> TO BE DONE
Show all lines from the data that include the word "React".

Records with interface code
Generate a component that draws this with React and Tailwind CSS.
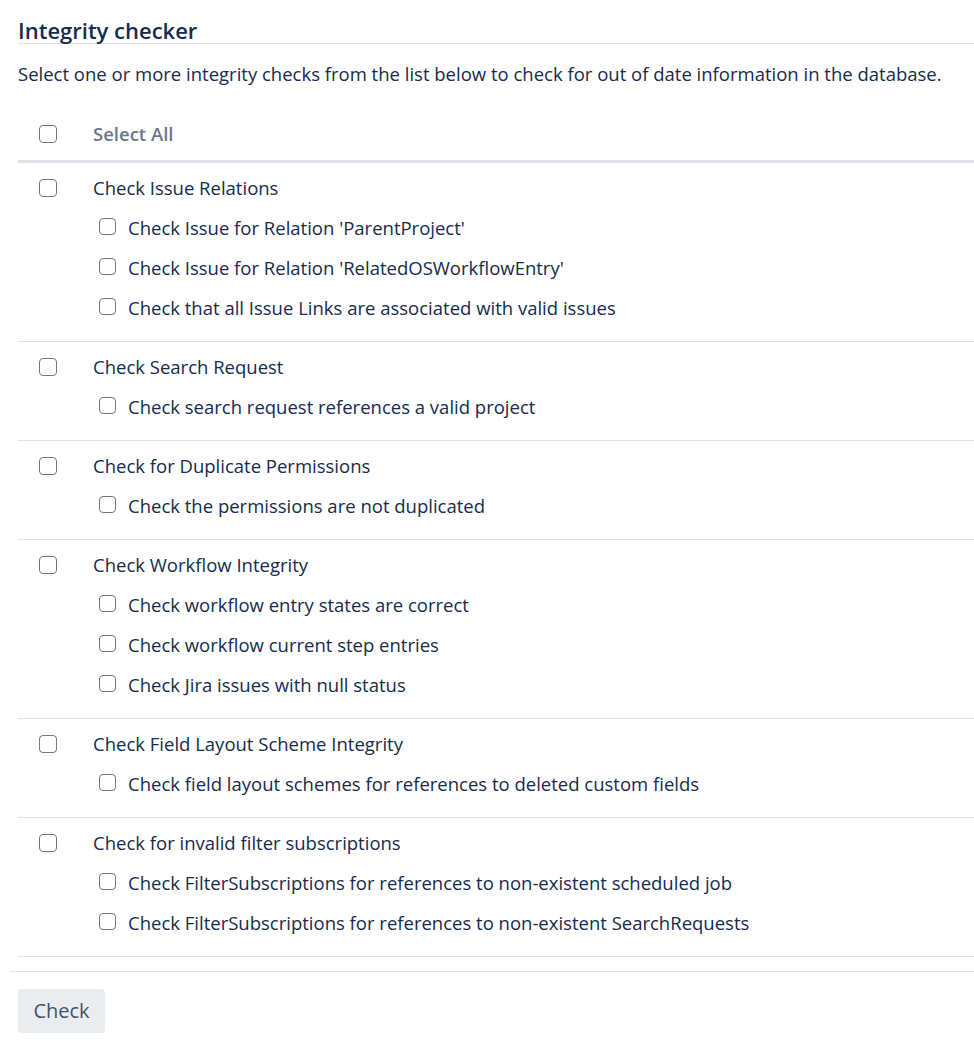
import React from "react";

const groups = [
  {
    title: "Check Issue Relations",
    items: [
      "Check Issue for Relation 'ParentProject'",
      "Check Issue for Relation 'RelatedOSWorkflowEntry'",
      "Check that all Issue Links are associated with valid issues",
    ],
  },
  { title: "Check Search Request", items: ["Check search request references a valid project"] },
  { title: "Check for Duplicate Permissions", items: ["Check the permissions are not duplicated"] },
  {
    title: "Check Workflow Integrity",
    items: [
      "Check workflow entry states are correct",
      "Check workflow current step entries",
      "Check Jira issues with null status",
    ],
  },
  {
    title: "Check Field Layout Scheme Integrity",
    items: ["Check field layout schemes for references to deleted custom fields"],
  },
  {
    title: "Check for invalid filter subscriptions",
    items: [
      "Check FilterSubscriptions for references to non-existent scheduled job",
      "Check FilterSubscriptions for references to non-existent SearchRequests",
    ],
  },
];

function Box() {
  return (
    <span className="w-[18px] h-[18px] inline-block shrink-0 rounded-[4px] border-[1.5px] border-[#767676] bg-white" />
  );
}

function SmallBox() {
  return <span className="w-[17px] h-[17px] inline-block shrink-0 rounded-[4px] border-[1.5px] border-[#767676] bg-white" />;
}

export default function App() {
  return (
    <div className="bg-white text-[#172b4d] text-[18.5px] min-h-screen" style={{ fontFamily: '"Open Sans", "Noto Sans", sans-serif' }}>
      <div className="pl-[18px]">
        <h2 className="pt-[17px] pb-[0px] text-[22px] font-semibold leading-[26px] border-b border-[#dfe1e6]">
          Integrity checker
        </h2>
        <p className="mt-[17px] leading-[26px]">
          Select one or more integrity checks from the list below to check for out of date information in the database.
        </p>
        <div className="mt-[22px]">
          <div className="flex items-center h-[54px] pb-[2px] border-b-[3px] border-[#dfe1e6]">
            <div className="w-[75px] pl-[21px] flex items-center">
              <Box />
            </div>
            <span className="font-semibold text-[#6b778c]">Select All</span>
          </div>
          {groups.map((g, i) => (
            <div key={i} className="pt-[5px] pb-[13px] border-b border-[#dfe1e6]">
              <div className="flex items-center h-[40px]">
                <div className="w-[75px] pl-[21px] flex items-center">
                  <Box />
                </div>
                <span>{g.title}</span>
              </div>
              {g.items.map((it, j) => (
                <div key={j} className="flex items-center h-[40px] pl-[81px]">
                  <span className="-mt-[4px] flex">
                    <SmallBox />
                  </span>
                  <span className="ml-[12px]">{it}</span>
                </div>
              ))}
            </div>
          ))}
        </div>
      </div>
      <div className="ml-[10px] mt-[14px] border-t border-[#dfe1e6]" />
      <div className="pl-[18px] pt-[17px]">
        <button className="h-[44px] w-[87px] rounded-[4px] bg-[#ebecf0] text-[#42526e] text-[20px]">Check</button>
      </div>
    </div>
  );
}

---

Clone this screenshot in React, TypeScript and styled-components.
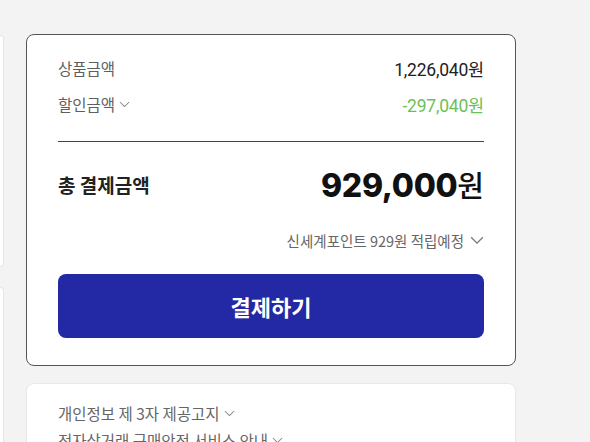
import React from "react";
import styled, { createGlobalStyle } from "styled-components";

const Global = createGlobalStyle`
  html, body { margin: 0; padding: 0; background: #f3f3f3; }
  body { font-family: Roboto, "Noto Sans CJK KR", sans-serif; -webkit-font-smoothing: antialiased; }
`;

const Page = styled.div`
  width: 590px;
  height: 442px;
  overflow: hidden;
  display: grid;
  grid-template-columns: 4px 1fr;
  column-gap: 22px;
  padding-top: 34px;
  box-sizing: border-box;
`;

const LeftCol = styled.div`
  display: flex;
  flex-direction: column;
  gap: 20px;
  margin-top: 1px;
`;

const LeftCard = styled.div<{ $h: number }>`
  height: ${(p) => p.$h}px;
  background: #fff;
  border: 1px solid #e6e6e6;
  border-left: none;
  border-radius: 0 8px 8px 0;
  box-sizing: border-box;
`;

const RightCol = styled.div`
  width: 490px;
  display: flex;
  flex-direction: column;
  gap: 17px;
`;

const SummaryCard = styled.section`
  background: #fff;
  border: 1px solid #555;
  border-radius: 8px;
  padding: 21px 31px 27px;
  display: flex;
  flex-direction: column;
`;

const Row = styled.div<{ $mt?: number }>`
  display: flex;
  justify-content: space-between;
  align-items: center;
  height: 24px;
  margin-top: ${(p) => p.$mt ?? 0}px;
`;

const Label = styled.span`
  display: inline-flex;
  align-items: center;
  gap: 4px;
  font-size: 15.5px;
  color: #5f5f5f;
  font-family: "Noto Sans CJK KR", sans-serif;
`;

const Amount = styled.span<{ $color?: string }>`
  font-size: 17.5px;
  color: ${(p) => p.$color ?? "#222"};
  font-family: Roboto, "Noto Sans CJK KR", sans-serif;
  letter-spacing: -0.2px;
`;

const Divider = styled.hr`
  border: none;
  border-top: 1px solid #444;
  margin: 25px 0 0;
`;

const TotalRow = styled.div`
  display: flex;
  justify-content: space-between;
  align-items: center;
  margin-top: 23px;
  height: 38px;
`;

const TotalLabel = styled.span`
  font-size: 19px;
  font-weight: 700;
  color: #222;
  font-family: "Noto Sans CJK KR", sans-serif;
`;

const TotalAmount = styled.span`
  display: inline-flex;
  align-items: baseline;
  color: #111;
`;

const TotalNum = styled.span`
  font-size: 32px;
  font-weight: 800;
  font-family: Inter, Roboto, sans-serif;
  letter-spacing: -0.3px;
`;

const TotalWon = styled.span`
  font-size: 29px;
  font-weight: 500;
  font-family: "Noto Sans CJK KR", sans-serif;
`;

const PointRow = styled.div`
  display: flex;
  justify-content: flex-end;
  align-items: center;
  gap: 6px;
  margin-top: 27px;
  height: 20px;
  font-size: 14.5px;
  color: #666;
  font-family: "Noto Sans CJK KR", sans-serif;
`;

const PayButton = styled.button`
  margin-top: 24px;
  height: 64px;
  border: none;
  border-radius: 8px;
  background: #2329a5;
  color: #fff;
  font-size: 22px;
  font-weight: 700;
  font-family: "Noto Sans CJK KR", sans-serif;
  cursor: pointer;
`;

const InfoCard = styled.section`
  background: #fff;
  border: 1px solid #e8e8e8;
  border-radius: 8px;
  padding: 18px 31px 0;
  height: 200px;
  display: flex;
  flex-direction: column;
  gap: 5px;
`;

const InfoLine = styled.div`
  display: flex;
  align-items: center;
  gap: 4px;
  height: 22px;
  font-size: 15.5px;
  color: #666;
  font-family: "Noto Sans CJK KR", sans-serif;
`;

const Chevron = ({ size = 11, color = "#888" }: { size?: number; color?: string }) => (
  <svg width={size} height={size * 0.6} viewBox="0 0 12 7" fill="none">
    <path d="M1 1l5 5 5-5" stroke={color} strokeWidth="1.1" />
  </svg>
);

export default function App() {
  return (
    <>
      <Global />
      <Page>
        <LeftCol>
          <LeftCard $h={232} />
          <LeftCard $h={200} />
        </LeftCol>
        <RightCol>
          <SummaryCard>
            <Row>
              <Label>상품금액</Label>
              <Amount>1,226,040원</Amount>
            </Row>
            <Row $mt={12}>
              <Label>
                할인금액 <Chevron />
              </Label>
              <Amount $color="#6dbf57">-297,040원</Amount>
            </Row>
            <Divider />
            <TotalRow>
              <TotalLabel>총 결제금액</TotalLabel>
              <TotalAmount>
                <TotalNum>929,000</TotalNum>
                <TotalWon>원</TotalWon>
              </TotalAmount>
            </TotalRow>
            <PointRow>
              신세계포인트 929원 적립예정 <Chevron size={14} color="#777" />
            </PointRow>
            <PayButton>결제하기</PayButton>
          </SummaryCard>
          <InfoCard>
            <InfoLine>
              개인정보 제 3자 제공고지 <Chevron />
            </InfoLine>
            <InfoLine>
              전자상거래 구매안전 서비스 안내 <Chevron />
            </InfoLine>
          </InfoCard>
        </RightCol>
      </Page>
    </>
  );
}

> EXERCISE OUTPUT
Generate a component that draws this with React and Tailwind CSS.
import React from "react";
Clone this screenshot in React, TypeScript and styled-components.
import React from "react";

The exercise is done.